Task » Find how many lines hold the word "components" and give that number only.

Data segment »
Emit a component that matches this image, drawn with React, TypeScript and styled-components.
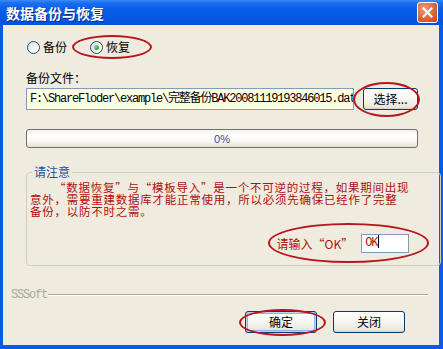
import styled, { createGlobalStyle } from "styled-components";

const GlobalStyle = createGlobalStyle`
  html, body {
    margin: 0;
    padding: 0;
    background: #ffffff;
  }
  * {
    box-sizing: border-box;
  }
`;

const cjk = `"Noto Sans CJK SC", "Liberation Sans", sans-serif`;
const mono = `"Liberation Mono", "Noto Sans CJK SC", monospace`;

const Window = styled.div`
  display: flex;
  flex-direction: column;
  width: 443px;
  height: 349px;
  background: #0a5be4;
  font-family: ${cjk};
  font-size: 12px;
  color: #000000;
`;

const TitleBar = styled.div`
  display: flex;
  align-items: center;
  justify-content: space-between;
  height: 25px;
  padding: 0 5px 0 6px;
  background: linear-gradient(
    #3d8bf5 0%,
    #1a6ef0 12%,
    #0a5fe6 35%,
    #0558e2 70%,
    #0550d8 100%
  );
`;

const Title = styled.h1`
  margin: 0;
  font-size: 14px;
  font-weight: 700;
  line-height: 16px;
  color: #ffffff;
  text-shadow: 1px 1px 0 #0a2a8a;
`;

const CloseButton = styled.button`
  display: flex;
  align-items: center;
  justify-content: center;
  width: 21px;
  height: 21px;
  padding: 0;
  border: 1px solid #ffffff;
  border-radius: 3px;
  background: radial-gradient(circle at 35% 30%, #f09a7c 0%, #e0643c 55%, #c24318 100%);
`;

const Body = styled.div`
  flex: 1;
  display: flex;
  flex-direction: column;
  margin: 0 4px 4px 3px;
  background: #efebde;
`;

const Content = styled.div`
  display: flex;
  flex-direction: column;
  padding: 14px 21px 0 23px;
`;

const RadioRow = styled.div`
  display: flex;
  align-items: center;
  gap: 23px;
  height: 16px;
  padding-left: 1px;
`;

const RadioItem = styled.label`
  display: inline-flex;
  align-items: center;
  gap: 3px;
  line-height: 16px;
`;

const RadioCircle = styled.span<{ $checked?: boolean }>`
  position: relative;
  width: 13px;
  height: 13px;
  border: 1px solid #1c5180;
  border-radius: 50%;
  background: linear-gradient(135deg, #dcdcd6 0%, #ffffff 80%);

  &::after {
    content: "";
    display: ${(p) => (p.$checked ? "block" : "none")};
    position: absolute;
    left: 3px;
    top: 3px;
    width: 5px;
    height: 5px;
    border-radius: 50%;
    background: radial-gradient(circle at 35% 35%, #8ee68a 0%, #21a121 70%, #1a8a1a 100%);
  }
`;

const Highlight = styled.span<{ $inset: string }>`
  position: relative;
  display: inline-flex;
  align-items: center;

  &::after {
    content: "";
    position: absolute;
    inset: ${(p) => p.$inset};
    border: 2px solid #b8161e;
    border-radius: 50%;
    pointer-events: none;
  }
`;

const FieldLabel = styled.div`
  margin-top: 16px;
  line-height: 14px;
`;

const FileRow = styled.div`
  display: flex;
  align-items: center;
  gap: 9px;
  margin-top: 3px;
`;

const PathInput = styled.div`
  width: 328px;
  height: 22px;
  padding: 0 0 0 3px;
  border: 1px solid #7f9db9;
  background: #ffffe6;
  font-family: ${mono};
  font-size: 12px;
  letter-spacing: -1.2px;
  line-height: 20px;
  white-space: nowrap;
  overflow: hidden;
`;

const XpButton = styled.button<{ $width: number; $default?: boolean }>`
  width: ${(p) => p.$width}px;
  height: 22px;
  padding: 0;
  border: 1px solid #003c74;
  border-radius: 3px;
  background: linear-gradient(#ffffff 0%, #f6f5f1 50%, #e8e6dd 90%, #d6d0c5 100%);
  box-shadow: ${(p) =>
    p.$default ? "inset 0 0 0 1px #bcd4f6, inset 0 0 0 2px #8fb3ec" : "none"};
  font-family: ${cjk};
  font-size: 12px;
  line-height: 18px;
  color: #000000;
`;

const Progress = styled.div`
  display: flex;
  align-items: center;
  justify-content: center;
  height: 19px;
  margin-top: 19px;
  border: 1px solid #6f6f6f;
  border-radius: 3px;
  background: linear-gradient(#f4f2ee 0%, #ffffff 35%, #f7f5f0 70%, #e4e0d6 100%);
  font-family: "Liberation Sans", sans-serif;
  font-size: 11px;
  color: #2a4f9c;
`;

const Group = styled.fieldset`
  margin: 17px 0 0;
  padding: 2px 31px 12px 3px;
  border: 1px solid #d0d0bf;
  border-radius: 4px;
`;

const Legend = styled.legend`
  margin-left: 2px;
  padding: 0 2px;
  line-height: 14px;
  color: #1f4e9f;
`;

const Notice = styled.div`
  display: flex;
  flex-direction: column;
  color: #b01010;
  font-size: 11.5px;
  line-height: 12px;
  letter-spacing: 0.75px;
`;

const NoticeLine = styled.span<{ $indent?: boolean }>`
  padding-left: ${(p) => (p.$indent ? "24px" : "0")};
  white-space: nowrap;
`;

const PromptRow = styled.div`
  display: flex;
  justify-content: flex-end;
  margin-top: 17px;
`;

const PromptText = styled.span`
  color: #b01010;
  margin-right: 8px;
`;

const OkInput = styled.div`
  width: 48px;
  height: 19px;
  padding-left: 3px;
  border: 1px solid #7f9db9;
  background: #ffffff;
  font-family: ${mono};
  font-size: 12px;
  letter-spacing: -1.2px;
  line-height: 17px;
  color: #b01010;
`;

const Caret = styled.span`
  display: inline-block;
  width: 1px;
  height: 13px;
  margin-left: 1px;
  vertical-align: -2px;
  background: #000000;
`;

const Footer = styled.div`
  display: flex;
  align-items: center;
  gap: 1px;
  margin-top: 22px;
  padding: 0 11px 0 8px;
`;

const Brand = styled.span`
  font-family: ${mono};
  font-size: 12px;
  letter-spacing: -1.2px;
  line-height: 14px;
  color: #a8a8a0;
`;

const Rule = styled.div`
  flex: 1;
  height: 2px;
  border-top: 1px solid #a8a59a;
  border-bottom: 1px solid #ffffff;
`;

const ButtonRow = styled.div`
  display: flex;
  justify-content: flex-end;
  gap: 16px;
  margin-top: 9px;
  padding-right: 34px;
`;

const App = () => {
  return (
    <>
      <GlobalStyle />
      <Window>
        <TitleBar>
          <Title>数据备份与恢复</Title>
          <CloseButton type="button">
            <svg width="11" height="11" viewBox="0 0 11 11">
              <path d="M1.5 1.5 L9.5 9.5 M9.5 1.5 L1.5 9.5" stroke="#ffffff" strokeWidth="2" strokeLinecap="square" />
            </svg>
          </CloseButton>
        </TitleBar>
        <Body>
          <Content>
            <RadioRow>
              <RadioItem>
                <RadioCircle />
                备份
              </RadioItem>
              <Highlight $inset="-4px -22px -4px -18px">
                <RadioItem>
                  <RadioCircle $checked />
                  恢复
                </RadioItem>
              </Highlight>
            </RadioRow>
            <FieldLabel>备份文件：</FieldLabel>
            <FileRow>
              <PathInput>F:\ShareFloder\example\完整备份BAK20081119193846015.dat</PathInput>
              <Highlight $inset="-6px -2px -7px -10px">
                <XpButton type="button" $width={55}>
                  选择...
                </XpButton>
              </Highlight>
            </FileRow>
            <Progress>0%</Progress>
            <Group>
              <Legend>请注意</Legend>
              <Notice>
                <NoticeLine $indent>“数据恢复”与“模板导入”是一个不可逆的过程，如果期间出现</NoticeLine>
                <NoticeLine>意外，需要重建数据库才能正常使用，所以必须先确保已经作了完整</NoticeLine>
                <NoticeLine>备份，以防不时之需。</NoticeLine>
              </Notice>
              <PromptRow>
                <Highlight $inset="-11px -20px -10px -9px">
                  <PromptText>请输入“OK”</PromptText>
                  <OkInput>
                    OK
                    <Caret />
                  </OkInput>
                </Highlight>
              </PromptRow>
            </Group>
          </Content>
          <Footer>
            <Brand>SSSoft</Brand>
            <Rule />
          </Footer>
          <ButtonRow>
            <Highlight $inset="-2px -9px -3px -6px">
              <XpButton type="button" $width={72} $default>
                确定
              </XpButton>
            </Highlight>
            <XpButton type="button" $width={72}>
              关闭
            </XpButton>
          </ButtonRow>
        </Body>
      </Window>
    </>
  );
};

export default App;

Task output » 2